Dataset
= = = =

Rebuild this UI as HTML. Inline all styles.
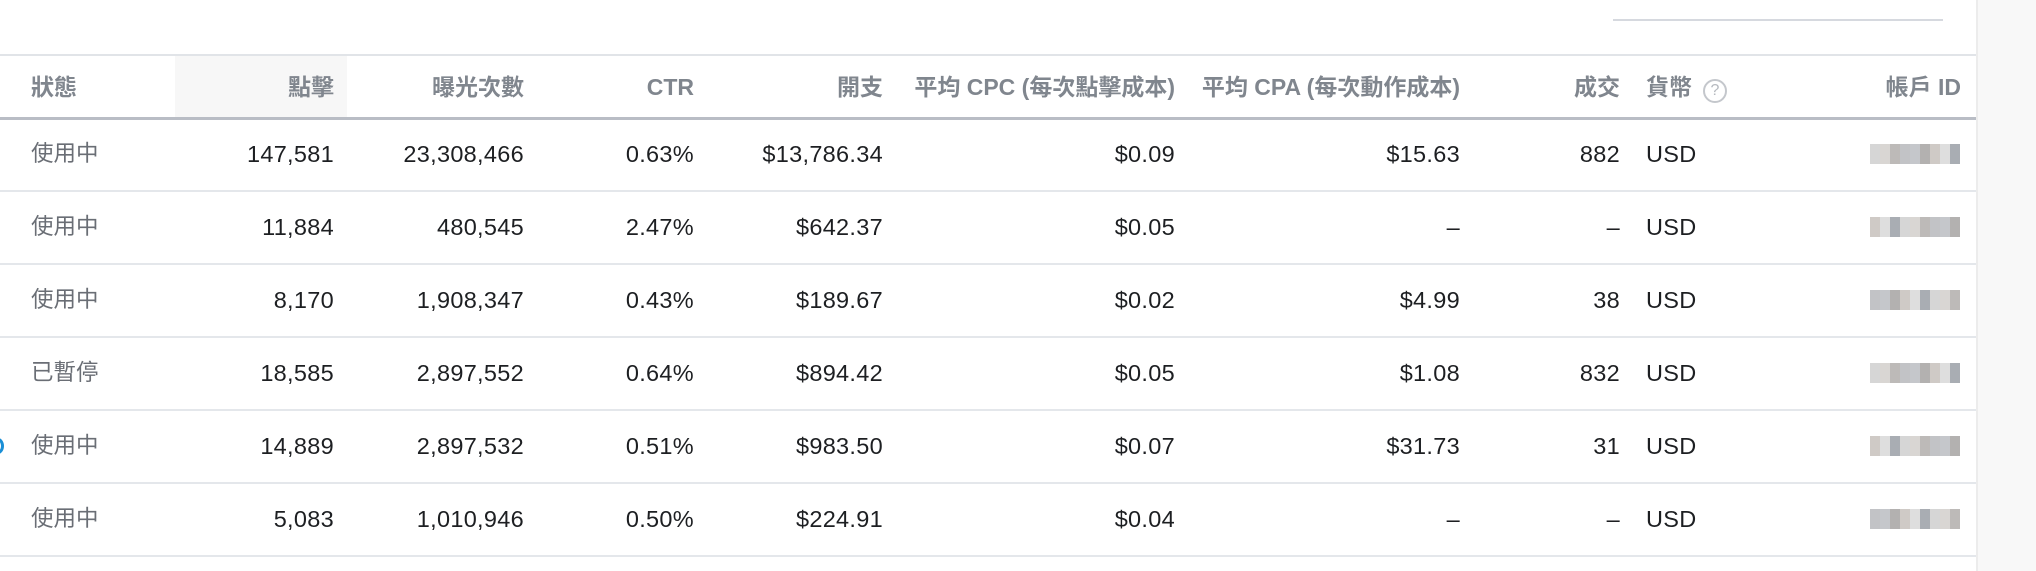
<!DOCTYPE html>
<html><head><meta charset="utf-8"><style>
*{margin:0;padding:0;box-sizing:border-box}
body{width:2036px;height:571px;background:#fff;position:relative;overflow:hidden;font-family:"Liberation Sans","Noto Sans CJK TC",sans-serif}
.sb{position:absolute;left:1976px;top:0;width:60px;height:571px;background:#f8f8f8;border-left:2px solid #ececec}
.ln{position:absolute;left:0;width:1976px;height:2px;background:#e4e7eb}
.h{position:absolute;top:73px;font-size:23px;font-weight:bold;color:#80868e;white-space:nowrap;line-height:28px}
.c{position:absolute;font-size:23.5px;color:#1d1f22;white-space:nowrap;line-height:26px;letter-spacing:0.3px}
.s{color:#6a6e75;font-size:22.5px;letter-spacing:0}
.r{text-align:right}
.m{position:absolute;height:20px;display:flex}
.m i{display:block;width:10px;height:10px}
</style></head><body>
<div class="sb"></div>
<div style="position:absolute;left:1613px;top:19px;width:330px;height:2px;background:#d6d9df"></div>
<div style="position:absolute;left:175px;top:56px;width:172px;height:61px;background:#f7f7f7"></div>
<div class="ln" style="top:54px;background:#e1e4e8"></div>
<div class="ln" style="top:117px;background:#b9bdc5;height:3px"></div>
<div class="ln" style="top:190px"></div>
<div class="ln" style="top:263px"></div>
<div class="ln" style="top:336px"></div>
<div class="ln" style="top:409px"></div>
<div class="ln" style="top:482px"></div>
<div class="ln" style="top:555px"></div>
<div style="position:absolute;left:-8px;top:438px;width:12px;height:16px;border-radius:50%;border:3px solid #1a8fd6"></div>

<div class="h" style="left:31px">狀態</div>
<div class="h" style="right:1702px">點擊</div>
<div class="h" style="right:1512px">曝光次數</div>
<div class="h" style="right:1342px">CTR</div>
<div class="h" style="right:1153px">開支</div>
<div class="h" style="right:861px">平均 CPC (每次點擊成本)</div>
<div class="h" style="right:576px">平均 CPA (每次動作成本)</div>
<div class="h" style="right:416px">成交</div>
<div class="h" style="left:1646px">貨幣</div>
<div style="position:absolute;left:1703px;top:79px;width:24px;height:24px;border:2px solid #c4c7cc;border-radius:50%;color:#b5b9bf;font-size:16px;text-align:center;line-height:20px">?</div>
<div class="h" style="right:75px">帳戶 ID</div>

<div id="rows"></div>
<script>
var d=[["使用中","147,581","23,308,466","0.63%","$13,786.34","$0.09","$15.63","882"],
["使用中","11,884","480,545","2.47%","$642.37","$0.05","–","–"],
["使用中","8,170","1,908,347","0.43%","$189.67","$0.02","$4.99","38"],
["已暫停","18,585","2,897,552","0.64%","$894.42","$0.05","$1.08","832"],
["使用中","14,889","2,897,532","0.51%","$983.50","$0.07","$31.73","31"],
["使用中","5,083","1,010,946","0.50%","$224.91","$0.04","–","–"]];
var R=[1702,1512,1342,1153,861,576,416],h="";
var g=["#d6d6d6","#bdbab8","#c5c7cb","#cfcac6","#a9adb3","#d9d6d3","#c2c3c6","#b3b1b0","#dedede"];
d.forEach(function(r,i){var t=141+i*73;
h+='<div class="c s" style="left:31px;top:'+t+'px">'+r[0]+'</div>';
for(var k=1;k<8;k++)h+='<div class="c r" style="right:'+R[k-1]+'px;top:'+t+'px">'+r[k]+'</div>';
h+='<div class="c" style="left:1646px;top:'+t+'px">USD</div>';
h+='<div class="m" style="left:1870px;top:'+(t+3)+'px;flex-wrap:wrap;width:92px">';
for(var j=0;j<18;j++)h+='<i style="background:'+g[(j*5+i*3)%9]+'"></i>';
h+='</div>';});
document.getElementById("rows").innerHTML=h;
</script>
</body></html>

= = = =

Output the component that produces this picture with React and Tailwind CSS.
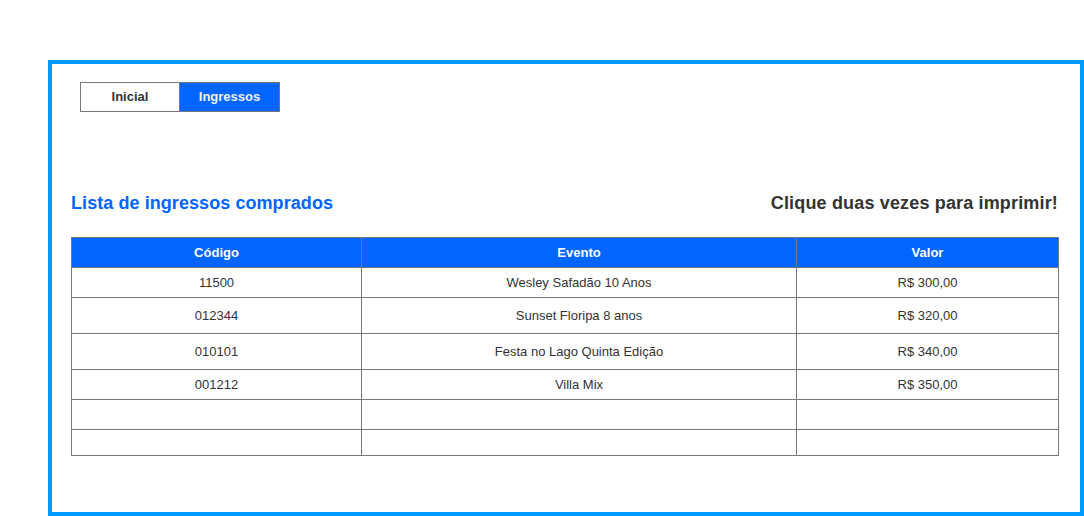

= = = =

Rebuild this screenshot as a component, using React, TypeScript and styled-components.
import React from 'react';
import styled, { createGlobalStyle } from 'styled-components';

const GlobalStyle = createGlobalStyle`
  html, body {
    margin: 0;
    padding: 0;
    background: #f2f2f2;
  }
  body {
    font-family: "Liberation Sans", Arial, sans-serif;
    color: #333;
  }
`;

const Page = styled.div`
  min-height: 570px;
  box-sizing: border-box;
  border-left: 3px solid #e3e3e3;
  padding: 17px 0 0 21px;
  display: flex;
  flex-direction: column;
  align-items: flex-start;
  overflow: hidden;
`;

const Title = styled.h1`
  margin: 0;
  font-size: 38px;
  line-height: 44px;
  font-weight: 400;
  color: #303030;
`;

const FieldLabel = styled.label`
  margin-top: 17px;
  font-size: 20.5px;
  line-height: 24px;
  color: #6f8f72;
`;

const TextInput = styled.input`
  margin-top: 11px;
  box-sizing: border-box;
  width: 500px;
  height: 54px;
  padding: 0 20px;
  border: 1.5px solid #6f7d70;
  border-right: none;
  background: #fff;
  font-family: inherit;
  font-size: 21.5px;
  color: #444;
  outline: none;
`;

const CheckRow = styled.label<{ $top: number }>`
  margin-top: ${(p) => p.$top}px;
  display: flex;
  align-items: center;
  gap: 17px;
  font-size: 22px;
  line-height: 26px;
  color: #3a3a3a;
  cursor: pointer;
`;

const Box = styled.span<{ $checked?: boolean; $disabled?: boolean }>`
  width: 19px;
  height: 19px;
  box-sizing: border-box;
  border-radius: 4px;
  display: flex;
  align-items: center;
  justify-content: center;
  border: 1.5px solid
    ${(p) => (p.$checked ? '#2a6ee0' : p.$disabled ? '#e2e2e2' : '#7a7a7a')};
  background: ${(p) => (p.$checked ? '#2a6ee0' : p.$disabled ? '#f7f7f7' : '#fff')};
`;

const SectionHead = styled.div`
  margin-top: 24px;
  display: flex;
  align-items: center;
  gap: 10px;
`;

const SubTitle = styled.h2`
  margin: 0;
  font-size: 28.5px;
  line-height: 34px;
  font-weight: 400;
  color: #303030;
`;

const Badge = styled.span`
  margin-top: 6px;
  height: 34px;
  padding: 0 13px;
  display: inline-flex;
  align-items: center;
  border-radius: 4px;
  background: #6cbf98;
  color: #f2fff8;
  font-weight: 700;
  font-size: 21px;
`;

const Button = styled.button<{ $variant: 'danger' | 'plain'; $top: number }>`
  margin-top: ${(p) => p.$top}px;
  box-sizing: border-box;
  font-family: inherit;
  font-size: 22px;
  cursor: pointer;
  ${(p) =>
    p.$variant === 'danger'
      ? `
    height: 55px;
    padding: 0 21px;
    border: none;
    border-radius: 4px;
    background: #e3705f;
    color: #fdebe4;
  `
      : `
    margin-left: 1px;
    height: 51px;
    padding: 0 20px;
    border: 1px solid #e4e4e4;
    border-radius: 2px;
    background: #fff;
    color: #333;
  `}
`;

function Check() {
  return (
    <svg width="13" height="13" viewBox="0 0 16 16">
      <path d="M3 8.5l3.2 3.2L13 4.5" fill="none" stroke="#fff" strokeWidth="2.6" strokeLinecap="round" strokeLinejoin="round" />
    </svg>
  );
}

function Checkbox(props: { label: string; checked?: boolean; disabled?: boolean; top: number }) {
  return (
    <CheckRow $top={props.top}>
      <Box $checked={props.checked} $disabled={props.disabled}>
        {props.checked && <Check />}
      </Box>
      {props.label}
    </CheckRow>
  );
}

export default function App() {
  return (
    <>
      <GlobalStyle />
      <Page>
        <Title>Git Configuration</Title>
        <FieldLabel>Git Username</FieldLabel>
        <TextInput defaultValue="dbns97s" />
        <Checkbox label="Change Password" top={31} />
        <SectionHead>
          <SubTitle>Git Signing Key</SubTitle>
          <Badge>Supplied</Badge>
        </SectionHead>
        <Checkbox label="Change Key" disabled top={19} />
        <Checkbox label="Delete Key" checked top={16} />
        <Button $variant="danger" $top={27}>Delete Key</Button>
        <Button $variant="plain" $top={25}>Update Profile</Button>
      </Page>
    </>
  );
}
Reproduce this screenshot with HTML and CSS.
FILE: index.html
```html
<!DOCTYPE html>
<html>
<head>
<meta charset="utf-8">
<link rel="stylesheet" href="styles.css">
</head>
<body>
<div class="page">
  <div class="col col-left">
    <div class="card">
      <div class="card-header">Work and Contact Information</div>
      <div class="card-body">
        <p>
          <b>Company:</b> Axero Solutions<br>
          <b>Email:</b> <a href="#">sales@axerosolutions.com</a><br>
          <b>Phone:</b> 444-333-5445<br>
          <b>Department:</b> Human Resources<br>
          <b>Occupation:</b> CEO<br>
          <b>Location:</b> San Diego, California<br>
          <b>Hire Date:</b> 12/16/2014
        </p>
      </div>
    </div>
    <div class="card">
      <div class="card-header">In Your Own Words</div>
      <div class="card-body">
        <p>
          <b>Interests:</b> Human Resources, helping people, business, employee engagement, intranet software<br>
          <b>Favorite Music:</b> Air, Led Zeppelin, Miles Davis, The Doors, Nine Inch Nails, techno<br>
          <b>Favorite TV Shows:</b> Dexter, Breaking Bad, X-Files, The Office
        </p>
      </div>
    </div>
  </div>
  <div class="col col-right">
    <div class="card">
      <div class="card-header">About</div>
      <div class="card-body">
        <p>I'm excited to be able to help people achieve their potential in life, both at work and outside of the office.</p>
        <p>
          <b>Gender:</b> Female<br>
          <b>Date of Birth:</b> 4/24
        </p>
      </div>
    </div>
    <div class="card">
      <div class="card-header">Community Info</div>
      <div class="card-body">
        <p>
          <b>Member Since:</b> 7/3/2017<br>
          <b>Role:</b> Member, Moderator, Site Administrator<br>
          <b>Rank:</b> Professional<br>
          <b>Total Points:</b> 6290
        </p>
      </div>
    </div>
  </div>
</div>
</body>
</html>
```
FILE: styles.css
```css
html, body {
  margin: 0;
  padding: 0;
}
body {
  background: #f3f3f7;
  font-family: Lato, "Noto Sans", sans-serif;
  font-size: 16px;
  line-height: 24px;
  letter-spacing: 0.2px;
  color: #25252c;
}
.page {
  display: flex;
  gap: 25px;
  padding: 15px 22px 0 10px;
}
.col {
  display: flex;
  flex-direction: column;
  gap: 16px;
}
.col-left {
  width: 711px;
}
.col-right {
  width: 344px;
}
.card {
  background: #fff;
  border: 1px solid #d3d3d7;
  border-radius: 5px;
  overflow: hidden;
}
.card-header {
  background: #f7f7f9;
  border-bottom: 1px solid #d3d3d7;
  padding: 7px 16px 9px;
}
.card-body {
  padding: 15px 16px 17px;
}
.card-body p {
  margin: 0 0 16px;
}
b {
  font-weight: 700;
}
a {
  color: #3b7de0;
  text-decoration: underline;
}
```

= = = =

Prompt
In the records shown above, how many lines include the word "styles"? Answer with the number only.

Result for this task
3